From experience, I know my boundaries must be  firmly in place, or it’s likely someone will try to manipulate me into doing what they WANT me to do. Versus what I NEED to do for my mental well being. When I double down on my boundaries they will be the one who calls me out for being uncaring and selfish. The irony! 

In the past, that strategy worked. Not anymore. I realize I have too much at stake to let myself be subjected to the wants and needs of anyone else besides myself.

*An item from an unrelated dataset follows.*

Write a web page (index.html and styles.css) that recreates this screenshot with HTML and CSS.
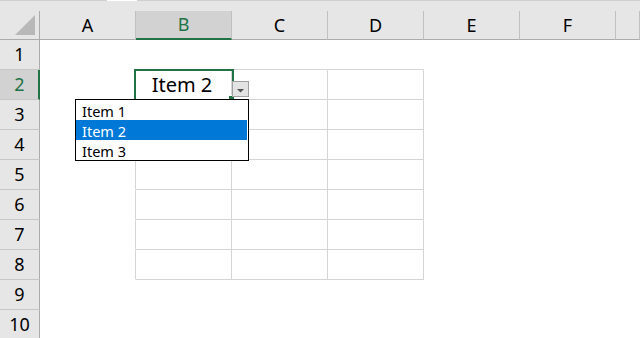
FILE: index.html
```html
<!DOCTYPE html>
<html>
<head>
<meta charset="utf-8">
<link rel="stylesheet" href="styles.css">
</head>
<body>
<div class="sheet">
  <div class="strip"><span class="s1"></span><span class="s2"></span><span class="s3"></span></div>

  <div class="corner"><svg width="39" height="28" viewBox="0 0 39 28"><polygon points="15,24 35,24 35,4" fill="#b8b8b8"/></svg></div>
  <div class="ch">A</div>
  <div class="ch sel">B</div>
  <div class="ch">C</div>
  <div class="ch">D</div>
  <div class="ch">E</div>
  <div class="ch">F</div>
  <div class="ch"></div>

  <div class="rh">1</div>
  <div class="c"></div><div class="c gb"></div><div class="c gb"></div><div class="c gb"></div><div class="c"></div><div class="c"></div><div class="c"></div>

  <div class="rh sel">2</div>
  <div class="c gr"></div>
  <div class="c gr gb active">Item 2
    <div class="selbox"><span class="handle"></span></div>
    <div class="ddbtn"><svg width="15" height="14" viewBox="0 0 15 14"><polygon points="4,7 11,7 7.5,10.5" fill="#555"/></svg></div>
    <div class="list">
      <div class="item">Item 1</div>
      <div class="item hi">Item 2</div>
      <div class="item">Item 3</div>
    </div>
  </div>
  <div class="c gr gb"></div><div class="c gr gb"></div><div class="c"></div><div class="c"></div><div class="c"></div>

  <div class="rh">3</div>
  <div class="c gr"></div><div class="c gr gb"></div><div class="c gr gb"></div><div class="c gr gb"></div><div class="c"></div><div class="c"></div><div class="c"></div>

  <div class="rh">4</div>
  <div class="c gr"></div><div class="c gr gb"></div><div class="c gr gb"></div><div class="c gr gb"></div><div class="c"></div><div class="c"></div><div class="c"></div>

  <div class="rh">5</div>
  <div class="c gr"></div><div class="c gr gb"></div><div class="c gr gb"></div><div class="c gr gb"></div><div class="c"></div><div class="c"></div><div class="c"></div>

  <div class="rh">6</div>
  <div class="c gr"></div><div class="c gr gb"></div><div class="c gr gb"></div><div class="c gr gb"></div><div class="c"></div><div class="c"></div><div class="c"></div>

  <div class="rh">7</div>
  <div class="c gr"></div><div class="c gr gb"></div><div class="c gr gb"></div><div class="c gr gb"></div><div class="c"></div><div class="c"></div><div class="c"></div>

  <div class="rh">8</div>
  <div class="c gr"></div><div class="c gr gb"></div><div class="c gr gb"></div><div class="c gr gb"></div><div class="c"></div><div class="c"></div><div class="c"></div>

  <div class="rh">9</div>
  <div class="c"></div><div class="c"></div><div class="c"></div><div class="c"></div><div class="c"></div><div class="c"></div><div class="c"></div>

  <div class="rh">10</div>
  <div class="c"></div><div class="c"></div><div class="c"></div><div class="c"></div><div class="c"></div><div class="c"></div><div class="c"></div>
</div>
</body>
</html>
```

FILE: styles.css
```css
html, body {
  margin: 0;
  padding: 0;
  background: #ffffff;
  overflow: hidden;
}
body {
  width: 640px;
  height: 338px;
  font-family: "Noto Sans", "Open Sans", sans-serif;
  color: #000;
}
.sheet {
  display: grid;
  grid-template-columns: 40px repeat(6, 96px) 24px;
  grid-template-rows: 11px 29px repeat(10, 30px);
  height: 338px;
  overflow: hidden;
}
.strip {
  grid-column: 1 / -1;
  background: #e6e6e6;
  display: flex;
  align-items: flex-start;
}
.strip span {
  height: 1px;
  display: block;
}
.strip .s1 { width: 107px; background: #d0d0d0; }
.strip .s2 { width: 30px; background: #ffffff; }
.strip .s3 { flex: 1; background: #d0d0d0; }

.corner, .ch {
  box-sizing: border-box;
  background: #e6e6e6;
  border-right: 1px solid #c0c0c0;
  border-bottom: 1px solid #ababab;
  font-size: 18px;
  line-height: 28px;
  text-align: center;
}
.corner {
  border-right-color: #ababab;
}
.corner svg { display: block; }
.ch.sel {
  background: #d2d2d2;
  color: #217346;
  border-bottom: 2px solid #217346;
  line-height: 27px;
}
.rh {
  box-sizing: border-box;
  background: #e6e6e6;
  border-right: 1px solid #ababab;
  border-bottom: 1px solid #c6c6c6;
  font-size: 18px;
  line-height: 29px;
  text-align: center;
}
.rh.sel {
  background: #d2d2d2;
  color: #217346;
  border-right: 2px solid #217346;
  padding-left: 1px;
}
.c {
  box-sizing: border-box;
  border-right: 1px solid transparent;
  border-bottom: 1px solid transparent;
}
.c.gr { border-right-color: #d4d4d4; }
.c.gb { border-bottom-color: #d4d4d4; }

.active {
  position: relative;
  font-size: 20px;
  line-height: 29px;
  text-align: center;
  padding-right: 3px;
}
.selbox {
  position: absolute;
  left: -2px;
  top: -1px;
  width: 100px;
  height: 32px;
  box-sizing: border-box;
  border: 2px solid #217346;
  z-index: 2;
}
.handle {
  position: absolute;
  right: -3px;
  bottom: -3px;
  width: 5px;
  height: 5px;
  background: #217346;
  border: 1px solid #fff;
}
.ddbtn {
  position: absolute;
  left: 96px;
  top: 11px;
  width: 17px;
  height: 16px;
  box-sizing: border-box;
  border: 1px solid #a0a0a0;
  background: #e3e3e3;
  z-index: 3;
}
.ddbtn svg { display: block; }
.list {
  position: absolute;
  left: -61px;
  top: 29px;
  width: 174px;
  box-sizing: border-box;
  border: 1px solid #000;
  background: #fff;
  padding-right: 1px;
  z-index: 4;
  text-align: left;
}
.item {
  height: 20px;
  font-size: 14.5px;
  line-height: 22px;
  padding-left: 6px;
  color: #000;
  overflow: hidden;
}
.item.hi {
  background: #0078d7;
  color: #fff;
}
```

Examples of Not Having Boundaries in Place

  • Taking responsibility for someone else’s behavior or actions
  • Doing more than your share at work or in a relationship (you are over functioning while someone else is under functioning)
  • Giving advice and trying to “fix” others
  • Codependent relationships, i.e. being afraid of losing someone if you set a boundary
  • Letting everyone have 24-hour access to you
  • Spending hours at a time on social media

Hidden Danger of Social Media

With social media, where seemingly everyone shares every thought and emotion without a filter, it can feel like you need to do the same. But you don't. Having boundaries means you get to decide how much you share or don't share—of your thoughts, your time, your energy and most importantly, your life.

Benefits of Boundaries

  • Separate your personal life from your work life.
  • Differentiate your family and friend time from your personal time.
  • Free yourself from taking responsibility for someone else’s actions, emotions or life—that responsibility lies with them.
  • Make yourself and your needs a priority.

How to Set a Boundary

Setting boundaries takes courage, practice and sticking with it, especially when it seems easier to give in. Consistently enforcing boundaries tells people how you want and deserve to be treated. 

  • Be calm
  • Be clear
  • Be straightforward
  • Be respectful
  • No need to justify or rationalize setting a boundary
  • Definitely don't apologize for setting a boundary

Sometimes a boundary means completely removing someone (a friend or family member even) from your life. Difficult, yes, but it is self preservation—especially when we recognize those individuals who try to make us responsible for their behaviors and feelings while taking no responsibility at all. It's okay to:

  • Set boundaries with your family, your friends, your partner and your job.
  • Say no, with no explanation.
  • Change your mind. 
  • Not answer calls or texts immediately.
  • Remove or distance yourself from someone who doesn’t respect your boundaries.

Examples of Boundaries

  1. Limit time with (or better yet remove from your life) anyone who refuses to respect your boundaries.
  2. Say no to things that don't make sense for you or your life right now.
  3. Be intentional with screen time.
  4. Leave work at work. If you work from home or bring it home, limit your time and set a designated space.
  5. Don't make excuses for other adults' behavior.
  6. Allow others (kids, partner, friends) to do their share without jumping in and “helping.”
  7. Limit the amount of time you spend with anyone who drains your energy or doesn’t respect your boundaries..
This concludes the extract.